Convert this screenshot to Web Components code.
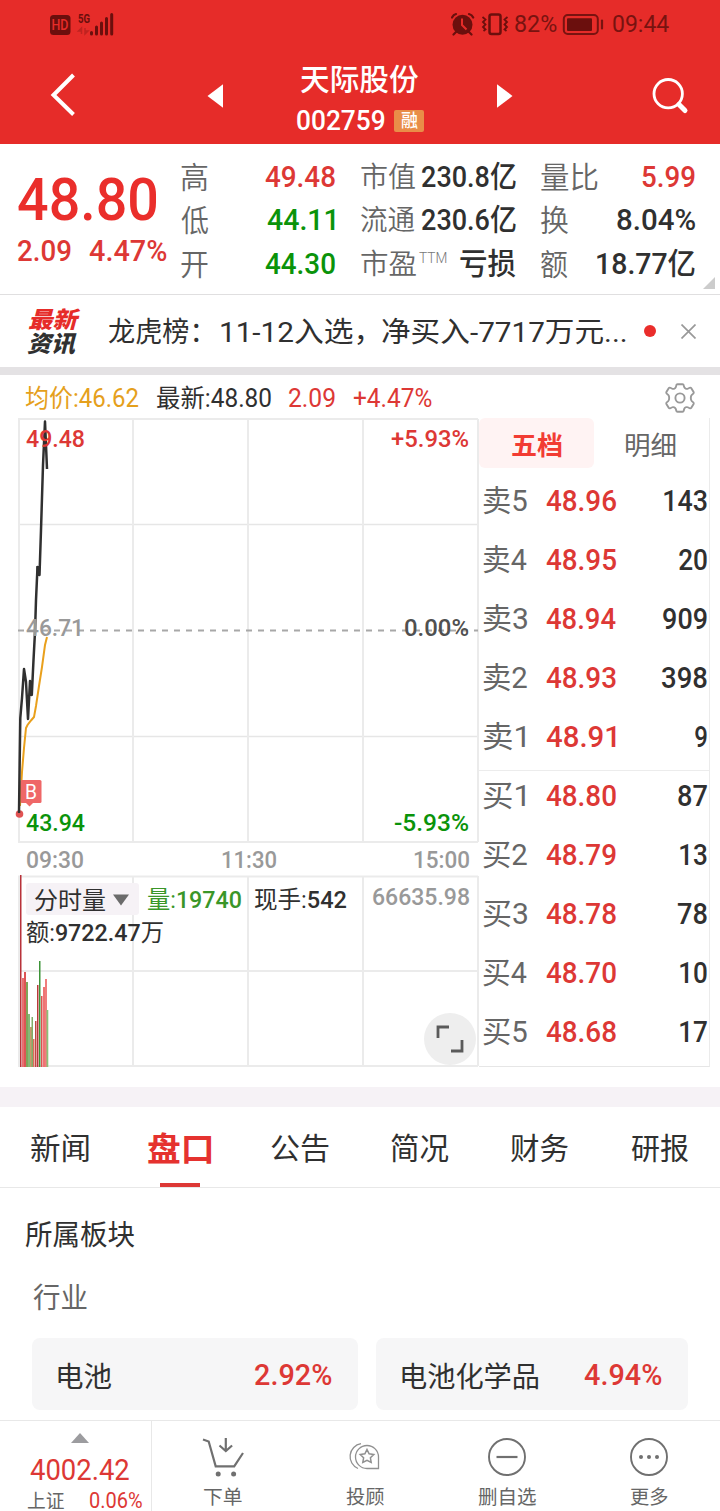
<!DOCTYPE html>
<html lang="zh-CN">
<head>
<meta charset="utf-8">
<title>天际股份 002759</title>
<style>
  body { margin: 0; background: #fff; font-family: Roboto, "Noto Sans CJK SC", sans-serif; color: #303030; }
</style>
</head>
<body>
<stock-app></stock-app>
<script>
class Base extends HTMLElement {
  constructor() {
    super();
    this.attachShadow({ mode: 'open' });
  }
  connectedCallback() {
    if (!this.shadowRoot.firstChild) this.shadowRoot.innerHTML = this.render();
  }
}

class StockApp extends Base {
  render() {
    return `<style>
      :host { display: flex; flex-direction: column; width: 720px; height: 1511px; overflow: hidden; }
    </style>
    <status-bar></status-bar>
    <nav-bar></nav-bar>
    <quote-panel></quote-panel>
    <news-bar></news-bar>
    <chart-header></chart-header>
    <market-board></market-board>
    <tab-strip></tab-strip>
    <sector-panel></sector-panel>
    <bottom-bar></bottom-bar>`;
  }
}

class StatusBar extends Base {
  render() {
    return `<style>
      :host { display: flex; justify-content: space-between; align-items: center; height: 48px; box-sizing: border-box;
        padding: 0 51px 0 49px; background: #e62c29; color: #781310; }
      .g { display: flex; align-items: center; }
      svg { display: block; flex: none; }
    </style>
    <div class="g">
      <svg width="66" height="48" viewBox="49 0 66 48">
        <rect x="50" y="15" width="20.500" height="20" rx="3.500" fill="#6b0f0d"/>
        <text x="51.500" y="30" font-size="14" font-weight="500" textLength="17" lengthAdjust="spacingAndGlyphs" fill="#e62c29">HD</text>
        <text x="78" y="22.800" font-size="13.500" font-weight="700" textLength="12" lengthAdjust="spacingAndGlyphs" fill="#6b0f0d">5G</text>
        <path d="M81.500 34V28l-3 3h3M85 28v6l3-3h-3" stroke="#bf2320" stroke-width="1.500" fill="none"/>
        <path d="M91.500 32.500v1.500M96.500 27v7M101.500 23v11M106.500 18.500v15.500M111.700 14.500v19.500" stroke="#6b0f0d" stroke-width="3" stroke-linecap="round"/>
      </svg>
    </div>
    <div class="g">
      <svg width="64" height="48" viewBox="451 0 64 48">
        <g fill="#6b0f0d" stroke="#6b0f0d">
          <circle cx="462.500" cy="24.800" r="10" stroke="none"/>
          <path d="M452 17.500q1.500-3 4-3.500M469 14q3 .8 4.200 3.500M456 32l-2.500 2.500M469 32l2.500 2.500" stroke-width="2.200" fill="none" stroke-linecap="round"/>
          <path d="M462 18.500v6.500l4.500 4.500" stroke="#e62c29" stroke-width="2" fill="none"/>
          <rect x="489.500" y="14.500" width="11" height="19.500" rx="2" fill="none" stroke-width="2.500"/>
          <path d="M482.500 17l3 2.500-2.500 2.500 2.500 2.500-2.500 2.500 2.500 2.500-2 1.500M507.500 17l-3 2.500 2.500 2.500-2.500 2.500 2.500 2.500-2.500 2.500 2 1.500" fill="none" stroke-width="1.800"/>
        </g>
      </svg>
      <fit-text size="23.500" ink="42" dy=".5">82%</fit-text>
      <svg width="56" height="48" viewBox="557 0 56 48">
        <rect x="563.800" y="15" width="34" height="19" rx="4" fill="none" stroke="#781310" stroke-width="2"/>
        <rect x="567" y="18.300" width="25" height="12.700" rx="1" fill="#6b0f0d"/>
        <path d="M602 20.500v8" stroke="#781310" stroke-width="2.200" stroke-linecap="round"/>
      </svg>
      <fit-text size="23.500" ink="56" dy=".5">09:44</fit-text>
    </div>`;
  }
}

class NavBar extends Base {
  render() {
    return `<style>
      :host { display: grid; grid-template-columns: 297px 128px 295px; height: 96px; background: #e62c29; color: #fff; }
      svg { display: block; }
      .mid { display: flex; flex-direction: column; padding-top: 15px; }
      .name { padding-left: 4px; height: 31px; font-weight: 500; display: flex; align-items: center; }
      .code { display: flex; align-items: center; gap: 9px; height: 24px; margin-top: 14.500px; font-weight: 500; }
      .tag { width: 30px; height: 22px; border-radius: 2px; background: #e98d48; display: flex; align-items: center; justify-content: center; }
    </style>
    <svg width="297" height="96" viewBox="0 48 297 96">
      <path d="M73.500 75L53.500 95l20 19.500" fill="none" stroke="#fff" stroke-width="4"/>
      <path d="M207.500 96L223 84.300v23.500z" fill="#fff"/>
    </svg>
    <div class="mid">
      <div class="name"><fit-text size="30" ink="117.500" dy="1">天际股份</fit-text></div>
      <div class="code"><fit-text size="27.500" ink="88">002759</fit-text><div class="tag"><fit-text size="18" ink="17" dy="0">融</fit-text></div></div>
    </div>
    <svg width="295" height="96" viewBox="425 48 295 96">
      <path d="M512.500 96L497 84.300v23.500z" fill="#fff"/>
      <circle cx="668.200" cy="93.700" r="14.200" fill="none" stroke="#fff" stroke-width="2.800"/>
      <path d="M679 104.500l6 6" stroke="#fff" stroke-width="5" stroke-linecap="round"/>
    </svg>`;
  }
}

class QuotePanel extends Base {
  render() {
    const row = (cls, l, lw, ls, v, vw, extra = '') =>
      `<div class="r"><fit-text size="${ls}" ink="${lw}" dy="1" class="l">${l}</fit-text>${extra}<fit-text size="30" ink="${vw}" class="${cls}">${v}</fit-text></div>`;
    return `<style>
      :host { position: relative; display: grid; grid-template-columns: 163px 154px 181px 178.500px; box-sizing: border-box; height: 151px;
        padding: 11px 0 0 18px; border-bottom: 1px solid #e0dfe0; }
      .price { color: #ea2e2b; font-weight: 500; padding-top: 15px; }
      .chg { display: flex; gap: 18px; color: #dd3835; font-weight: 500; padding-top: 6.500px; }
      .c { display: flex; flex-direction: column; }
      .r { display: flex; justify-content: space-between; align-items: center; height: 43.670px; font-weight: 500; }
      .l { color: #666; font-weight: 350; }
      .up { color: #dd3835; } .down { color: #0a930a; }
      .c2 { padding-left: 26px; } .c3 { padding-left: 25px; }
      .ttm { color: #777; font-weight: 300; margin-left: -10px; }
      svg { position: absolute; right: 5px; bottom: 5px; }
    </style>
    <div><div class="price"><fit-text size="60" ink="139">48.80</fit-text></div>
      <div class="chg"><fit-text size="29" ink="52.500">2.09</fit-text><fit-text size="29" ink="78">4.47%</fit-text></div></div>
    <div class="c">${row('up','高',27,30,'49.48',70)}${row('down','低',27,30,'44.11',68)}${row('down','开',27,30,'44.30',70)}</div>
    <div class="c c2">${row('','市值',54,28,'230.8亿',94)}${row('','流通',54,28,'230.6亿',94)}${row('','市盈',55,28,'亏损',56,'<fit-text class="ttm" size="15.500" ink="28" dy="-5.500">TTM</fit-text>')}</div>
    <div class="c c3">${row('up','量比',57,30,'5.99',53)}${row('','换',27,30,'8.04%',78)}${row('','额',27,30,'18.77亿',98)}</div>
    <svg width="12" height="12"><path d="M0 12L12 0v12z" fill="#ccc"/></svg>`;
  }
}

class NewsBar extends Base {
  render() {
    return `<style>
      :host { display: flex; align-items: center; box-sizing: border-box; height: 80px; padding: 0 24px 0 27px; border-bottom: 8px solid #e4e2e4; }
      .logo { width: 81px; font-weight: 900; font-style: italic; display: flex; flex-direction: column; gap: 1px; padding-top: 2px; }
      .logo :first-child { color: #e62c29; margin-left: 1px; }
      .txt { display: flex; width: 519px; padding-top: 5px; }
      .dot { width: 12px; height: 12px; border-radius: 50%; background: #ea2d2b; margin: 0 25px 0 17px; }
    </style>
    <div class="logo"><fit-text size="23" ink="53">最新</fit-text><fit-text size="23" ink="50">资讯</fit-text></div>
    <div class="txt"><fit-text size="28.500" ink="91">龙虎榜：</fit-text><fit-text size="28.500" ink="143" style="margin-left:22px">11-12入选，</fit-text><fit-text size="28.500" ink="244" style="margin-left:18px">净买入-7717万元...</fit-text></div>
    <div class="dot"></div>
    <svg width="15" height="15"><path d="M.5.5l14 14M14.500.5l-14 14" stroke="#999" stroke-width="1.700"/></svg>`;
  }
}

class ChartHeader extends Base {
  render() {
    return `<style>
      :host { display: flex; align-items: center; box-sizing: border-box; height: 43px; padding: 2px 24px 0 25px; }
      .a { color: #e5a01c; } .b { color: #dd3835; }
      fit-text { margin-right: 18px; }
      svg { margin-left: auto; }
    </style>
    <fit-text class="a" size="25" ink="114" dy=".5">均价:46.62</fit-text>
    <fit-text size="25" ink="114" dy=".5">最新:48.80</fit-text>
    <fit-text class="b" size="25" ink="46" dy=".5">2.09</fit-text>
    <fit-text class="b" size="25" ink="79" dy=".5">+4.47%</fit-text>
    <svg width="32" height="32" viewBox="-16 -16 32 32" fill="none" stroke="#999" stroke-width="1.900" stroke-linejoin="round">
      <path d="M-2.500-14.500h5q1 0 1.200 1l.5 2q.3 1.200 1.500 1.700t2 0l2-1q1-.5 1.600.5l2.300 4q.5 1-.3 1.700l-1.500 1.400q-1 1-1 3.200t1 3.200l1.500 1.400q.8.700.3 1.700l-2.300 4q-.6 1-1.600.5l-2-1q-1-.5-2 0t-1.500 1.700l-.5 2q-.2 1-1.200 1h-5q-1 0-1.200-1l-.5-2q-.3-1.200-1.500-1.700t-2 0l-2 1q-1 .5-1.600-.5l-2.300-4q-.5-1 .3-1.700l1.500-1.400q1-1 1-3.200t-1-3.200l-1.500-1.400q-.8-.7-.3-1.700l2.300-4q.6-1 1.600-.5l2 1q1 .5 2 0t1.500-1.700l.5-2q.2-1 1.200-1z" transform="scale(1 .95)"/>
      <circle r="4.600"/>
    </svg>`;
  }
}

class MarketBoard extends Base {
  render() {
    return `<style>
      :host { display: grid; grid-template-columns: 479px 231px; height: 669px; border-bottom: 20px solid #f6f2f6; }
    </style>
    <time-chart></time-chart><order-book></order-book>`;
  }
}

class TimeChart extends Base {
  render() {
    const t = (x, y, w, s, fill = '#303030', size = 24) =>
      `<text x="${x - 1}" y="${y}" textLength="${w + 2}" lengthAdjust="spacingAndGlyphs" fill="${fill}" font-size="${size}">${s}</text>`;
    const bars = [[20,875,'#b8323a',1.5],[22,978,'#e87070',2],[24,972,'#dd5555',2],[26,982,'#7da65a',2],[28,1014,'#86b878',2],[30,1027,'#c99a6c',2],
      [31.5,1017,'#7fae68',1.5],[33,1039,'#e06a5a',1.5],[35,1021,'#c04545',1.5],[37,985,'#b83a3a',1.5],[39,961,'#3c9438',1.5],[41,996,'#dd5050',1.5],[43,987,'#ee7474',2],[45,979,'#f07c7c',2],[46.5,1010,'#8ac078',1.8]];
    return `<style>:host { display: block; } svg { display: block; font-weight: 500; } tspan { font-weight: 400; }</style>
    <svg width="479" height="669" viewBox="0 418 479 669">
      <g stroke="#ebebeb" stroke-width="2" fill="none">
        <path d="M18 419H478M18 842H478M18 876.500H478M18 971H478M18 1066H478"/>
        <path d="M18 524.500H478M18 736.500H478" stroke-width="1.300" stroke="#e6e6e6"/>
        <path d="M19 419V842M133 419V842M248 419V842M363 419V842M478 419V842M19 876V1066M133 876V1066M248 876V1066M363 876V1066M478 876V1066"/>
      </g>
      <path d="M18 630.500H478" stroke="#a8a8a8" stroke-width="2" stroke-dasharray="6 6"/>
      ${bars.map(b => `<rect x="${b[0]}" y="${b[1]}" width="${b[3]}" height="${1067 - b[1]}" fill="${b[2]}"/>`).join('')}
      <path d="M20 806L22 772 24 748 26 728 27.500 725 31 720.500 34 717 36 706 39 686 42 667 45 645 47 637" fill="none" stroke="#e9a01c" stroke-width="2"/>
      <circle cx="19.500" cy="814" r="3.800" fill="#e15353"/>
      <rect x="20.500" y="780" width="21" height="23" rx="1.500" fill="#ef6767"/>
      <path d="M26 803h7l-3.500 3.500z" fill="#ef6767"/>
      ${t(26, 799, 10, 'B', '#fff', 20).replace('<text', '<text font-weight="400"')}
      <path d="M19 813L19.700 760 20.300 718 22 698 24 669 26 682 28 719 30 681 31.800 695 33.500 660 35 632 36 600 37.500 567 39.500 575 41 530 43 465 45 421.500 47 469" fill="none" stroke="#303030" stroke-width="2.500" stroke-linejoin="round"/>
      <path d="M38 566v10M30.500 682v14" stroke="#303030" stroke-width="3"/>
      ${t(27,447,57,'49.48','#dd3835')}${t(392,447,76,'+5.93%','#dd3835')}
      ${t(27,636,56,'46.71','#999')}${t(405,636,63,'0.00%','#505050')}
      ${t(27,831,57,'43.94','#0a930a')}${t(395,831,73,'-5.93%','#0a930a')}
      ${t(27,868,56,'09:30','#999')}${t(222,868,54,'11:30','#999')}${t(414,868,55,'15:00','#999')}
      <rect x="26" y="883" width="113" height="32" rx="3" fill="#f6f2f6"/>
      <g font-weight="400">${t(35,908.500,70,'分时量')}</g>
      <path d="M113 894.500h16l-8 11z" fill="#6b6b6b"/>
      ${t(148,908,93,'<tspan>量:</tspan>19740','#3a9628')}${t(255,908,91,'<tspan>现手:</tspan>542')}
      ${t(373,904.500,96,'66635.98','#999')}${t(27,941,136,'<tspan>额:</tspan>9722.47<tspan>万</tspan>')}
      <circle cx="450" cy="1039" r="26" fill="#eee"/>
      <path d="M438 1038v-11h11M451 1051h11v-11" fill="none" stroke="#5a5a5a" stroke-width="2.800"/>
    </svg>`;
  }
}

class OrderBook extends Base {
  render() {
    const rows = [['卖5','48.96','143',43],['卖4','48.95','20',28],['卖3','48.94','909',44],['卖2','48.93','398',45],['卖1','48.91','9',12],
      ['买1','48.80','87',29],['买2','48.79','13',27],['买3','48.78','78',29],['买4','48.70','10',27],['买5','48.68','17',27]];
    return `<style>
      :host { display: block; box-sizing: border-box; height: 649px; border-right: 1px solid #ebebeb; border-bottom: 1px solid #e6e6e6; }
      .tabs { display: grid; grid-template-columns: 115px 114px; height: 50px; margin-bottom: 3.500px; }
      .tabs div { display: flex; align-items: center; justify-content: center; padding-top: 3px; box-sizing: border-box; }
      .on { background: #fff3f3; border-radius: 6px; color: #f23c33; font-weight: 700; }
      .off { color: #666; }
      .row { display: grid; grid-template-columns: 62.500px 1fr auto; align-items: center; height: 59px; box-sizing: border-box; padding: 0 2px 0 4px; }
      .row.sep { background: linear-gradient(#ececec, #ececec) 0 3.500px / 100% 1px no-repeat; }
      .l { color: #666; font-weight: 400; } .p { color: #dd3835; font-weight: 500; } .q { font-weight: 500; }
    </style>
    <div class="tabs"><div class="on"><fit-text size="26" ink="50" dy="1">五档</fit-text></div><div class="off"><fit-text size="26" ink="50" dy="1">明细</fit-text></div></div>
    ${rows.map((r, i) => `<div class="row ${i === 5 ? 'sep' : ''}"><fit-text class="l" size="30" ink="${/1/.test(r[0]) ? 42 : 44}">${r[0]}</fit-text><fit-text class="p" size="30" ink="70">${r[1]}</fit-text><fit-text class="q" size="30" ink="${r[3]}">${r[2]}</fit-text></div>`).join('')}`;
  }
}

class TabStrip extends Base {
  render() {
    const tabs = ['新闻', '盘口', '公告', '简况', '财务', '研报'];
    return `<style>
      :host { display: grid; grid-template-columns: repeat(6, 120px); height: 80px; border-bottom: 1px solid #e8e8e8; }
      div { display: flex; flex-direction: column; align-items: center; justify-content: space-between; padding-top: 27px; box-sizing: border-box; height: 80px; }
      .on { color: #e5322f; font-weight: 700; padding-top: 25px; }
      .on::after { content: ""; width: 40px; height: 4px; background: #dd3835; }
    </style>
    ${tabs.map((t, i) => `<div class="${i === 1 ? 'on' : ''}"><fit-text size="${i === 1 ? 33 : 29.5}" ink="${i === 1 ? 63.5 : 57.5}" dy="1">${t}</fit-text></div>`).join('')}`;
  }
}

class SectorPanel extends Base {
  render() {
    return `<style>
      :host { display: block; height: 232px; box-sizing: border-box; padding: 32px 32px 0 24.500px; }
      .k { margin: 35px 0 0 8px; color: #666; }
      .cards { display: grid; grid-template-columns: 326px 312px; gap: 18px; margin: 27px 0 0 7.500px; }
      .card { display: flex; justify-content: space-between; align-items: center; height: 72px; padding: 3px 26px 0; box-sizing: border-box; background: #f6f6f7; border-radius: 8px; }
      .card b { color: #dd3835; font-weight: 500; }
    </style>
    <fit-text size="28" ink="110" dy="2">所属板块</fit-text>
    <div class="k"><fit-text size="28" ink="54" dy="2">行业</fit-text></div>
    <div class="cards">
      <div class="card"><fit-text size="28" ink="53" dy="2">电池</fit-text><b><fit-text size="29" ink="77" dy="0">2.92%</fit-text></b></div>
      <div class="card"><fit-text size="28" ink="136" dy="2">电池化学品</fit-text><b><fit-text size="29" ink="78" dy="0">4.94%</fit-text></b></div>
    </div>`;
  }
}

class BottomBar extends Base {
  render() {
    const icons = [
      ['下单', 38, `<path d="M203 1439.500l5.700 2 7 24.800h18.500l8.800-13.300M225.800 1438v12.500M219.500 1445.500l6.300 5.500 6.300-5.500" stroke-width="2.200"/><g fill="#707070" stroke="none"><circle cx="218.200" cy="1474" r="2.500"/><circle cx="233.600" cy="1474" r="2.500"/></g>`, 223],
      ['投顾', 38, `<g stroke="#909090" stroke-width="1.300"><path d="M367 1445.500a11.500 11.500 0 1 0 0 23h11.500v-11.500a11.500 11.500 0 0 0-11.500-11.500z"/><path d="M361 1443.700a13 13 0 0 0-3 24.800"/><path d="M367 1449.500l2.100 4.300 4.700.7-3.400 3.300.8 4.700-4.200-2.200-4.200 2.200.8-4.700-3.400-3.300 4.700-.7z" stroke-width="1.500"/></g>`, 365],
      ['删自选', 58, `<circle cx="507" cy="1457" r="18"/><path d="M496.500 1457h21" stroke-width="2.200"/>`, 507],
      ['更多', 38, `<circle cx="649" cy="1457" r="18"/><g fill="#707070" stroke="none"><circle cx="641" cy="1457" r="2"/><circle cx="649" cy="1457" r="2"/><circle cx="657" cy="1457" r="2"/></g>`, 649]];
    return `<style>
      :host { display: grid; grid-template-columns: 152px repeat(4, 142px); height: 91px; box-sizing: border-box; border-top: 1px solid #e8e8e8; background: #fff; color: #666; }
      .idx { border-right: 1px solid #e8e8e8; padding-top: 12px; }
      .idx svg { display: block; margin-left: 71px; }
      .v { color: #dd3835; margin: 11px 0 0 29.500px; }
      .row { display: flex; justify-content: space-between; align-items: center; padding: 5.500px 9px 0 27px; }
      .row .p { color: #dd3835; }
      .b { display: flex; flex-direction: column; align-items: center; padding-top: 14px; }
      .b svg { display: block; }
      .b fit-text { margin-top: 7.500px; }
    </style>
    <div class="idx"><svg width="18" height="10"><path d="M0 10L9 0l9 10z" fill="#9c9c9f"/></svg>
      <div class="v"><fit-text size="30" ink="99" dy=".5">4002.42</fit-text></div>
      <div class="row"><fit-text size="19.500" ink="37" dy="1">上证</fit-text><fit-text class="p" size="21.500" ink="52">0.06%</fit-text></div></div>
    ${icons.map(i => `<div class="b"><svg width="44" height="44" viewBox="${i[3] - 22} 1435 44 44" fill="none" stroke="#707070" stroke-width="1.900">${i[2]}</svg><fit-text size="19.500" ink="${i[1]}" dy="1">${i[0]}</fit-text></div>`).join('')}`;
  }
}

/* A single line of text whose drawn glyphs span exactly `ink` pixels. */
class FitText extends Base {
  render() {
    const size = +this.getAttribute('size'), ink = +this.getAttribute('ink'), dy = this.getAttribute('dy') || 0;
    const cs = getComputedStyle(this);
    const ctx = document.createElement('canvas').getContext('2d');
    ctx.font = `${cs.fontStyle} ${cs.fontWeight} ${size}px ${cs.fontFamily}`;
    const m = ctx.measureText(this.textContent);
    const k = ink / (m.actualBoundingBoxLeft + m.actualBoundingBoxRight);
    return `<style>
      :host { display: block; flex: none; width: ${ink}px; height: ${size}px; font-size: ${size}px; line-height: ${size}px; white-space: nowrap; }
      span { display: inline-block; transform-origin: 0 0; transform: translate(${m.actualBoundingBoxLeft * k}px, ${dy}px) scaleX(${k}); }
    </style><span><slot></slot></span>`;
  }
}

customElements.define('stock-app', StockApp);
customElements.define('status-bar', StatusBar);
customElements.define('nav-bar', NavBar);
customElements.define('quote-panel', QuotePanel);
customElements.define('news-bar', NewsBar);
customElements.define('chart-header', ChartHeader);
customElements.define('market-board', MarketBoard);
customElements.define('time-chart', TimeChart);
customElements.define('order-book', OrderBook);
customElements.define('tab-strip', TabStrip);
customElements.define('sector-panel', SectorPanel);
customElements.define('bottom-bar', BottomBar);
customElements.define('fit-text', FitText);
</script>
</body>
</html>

- [The exercise]: State, as a bare number, how many lines of the listing hold the word "this".

- [Task solution]: 6